What to do
Starting at the first line of the listing below, retype each line up to and including the one that contains "FaTrash, FaFolder, FaTimes". Leave pictures out.

======== Data extract ========

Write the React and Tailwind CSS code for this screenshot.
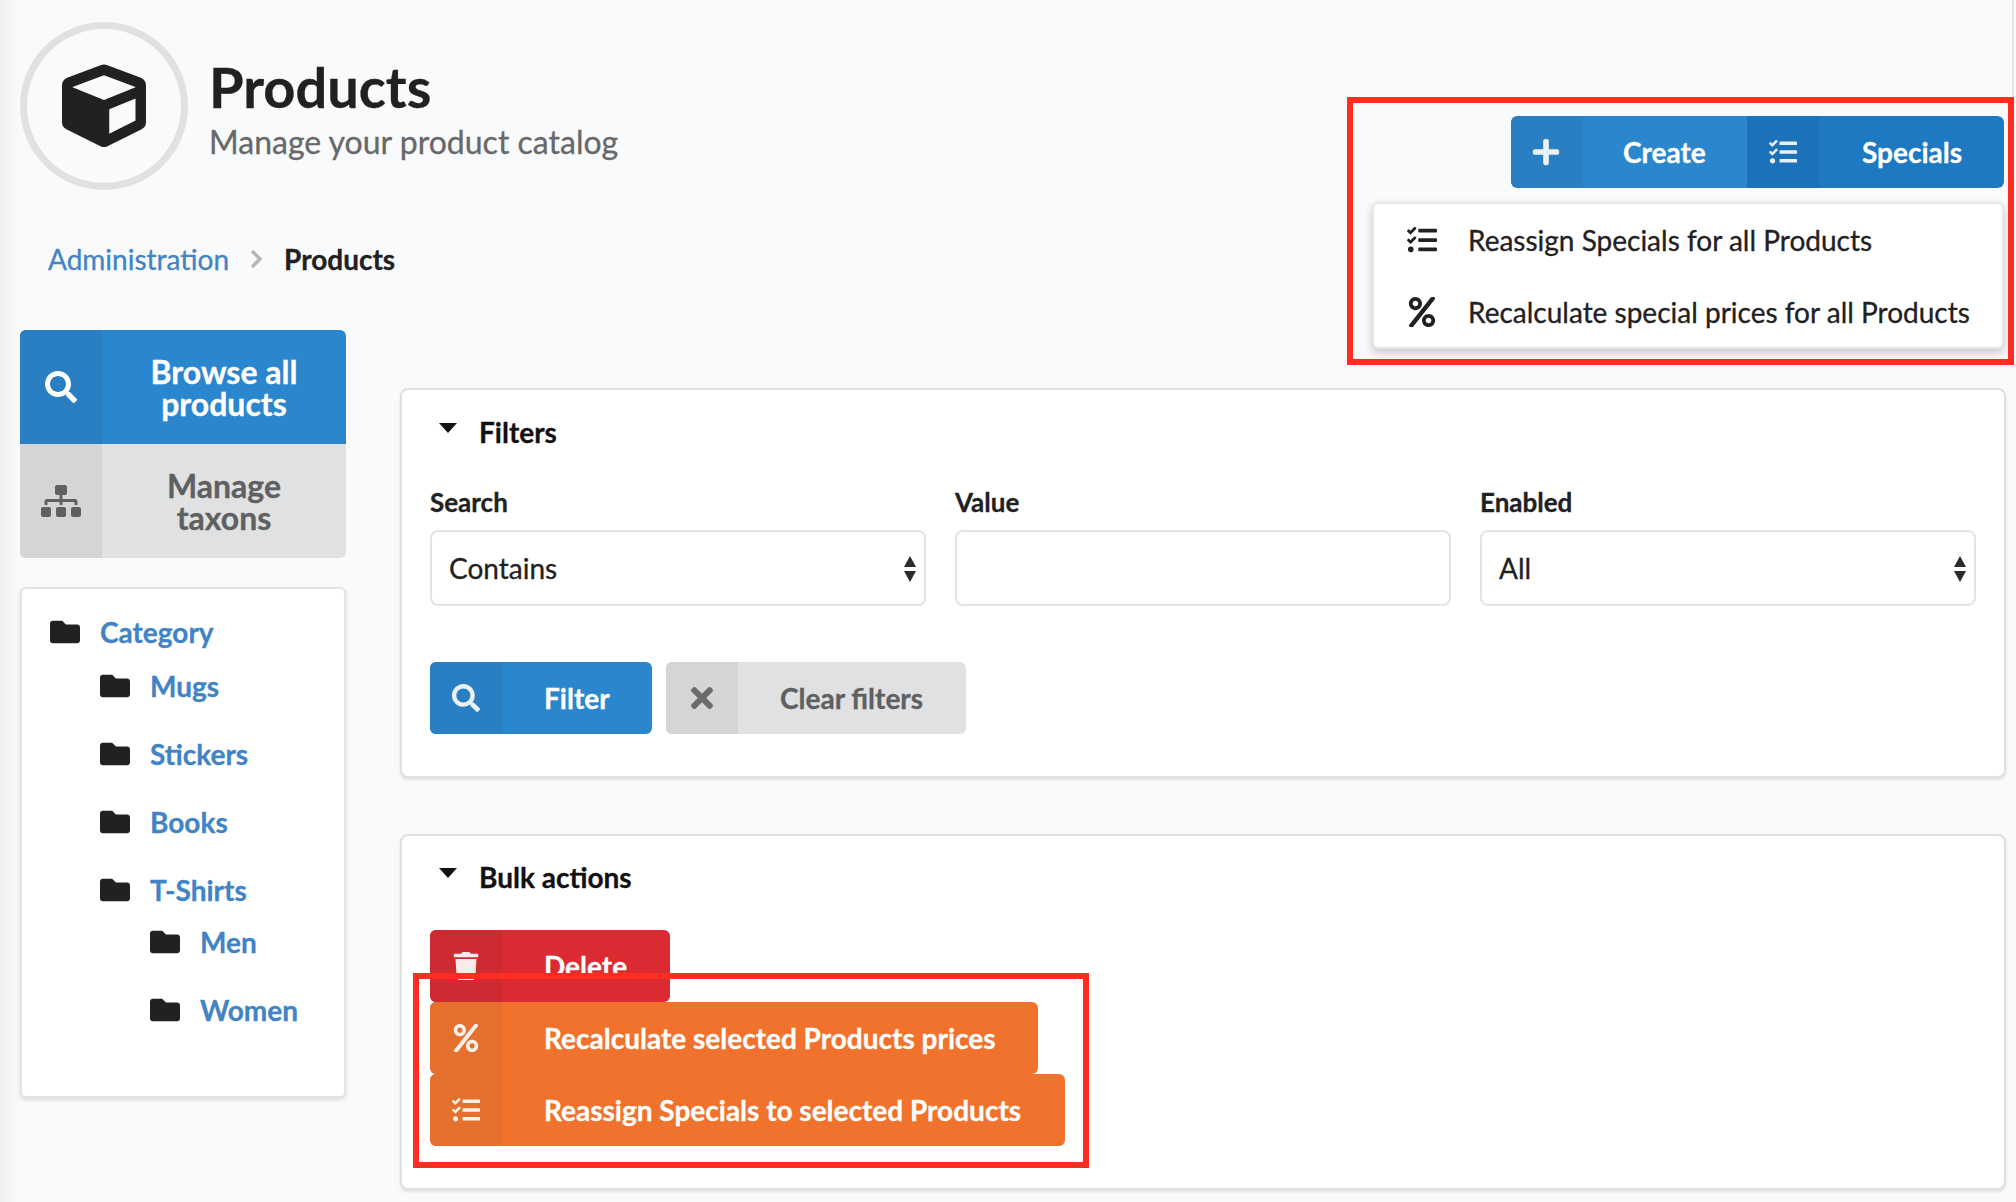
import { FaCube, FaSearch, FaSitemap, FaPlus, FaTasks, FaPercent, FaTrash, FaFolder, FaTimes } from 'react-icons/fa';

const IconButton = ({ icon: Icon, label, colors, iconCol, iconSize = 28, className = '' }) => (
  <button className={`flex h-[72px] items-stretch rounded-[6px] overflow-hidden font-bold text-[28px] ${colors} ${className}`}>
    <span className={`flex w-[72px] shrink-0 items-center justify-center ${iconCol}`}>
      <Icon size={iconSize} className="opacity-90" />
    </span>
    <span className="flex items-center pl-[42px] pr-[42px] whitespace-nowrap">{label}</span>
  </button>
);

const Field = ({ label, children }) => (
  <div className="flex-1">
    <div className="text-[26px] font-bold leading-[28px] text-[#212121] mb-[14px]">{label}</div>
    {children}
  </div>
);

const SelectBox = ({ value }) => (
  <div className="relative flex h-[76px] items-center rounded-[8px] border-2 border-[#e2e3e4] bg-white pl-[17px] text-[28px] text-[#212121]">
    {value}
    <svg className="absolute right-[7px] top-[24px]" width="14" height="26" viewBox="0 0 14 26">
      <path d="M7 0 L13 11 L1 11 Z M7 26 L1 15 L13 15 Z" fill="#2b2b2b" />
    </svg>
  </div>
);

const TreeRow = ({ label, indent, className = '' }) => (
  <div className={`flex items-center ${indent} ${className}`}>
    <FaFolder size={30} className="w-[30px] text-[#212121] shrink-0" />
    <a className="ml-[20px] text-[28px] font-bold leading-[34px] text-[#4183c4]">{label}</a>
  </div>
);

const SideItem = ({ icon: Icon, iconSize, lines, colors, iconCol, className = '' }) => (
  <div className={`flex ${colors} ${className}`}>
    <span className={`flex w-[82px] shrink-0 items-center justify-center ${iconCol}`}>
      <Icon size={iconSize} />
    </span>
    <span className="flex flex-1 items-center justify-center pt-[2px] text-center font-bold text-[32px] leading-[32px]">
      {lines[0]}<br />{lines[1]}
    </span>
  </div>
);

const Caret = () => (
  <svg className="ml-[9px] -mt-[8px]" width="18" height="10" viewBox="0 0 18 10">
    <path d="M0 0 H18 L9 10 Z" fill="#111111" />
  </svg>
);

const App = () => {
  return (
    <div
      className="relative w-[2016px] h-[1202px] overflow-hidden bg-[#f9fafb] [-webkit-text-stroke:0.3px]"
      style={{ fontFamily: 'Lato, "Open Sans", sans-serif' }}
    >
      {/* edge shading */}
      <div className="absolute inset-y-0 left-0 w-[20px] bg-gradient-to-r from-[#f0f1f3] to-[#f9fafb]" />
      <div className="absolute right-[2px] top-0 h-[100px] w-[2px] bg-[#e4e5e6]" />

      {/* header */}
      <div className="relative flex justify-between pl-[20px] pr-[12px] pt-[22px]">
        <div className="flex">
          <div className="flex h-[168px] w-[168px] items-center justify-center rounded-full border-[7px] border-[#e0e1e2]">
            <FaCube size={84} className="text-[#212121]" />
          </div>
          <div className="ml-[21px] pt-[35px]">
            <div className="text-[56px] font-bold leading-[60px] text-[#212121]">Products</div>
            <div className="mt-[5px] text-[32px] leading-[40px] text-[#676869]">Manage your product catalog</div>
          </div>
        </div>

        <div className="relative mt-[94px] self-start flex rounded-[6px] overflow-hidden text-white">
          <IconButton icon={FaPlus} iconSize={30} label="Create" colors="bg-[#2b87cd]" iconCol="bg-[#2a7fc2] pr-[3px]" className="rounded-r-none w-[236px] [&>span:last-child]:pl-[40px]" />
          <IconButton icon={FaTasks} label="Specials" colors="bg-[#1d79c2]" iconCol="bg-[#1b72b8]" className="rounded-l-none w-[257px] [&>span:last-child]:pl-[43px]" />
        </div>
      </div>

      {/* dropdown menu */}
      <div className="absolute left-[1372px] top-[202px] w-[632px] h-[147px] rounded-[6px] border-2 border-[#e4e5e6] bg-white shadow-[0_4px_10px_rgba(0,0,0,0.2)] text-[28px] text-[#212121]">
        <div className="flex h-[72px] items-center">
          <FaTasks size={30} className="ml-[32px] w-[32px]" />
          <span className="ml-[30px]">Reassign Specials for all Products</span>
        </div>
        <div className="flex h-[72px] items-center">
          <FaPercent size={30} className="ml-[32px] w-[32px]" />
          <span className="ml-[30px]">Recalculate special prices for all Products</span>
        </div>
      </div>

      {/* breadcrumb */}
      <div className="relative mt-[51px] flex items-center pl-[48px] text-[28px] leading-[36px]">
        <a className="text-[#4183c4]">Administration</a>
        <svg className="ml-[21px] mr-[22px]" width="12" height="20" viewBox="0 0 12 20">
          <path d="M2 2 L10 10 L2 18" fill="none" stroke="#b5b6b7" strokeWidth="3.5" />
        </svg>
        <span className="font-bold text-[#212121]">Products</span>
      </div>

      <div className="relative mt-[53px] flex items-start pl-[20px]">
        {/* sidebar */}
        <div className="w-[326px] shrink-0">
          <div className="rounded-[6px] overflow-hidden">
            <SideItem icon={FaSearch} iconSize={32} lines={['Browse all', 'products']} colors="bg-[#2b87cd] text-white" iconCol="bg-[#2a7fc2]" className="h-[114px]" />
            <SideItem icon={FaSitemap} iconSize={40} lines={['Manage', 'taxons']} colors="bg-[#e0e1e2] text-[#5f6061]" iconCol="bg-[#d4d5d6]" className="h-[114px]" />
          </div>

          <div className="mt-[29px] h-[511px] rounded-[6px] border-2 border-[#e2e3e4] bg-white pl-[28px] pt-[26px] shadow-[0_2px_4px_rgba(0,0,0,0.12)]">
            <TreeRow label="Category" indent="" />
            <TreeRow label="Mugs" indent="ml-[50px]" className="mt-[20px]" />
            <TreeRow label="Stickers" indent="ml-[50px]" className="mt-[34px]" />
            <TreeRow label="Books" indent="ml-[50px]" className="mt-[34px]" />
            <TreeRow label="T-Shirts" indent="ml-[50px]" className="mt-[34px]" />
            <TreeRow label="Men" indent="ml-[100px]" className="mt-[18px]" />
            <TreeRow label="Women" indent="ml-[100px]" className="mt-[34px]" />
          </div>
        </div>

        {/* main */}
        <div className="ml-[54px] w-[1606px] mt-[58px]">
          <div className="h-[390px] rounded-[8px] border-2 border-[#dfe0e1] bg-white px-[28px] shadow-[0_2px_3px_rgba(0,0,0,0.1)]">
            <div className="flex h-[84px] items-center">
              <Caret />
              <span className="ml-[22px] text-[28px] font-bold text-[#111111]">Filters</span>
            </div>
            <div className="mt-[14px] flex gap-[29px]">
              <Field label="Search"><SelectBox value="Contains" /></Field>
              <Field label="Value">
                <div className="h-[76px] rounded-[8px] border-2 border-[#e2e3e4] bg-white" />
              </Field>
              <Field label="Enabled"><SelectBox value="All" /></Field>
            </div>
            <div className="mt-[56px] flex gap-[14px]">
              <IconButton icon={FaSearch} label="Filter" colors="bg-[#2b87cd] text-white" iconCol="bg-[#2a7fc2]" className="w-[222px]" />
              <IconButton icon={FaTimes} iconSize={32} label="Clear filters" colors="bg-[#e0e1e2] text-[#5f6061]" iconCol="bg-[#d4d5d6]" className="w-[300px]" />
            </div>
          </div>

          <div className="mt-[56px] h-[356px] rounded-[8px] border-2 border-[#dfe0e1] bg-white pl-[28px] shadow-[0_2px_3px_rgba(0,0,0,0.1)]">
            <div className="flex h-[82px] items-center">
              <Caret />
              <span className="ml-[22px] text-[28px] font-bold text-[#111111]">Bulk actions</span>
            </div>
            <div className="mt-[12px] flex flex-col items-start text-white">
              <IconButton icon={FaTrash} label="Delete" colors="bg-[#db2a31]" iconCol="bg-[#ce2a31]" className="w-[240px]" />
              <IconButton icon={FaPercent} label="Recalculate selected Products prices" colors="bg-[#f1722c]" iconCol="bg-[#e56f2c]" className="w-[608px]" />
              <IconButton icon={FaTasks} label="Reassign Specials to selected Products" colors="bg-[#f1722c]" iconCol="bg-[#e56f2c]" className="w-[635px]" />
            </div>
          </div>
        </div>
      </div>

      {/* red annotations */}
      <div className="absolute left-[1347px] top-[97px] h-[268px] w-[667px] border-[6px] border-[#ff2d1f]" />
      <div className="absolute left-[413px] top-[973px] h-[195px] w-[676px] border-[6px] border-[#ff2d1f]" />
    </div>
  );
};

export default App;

========

The solution
Write the React and Tailwind CSS code for this screenshot.
import { FaCube, FaSearch, FaSitemap, FaPlus, FaTasks, FaPercent, FaTrash, FaFolder, FaTimes } from 'react-icons/fa';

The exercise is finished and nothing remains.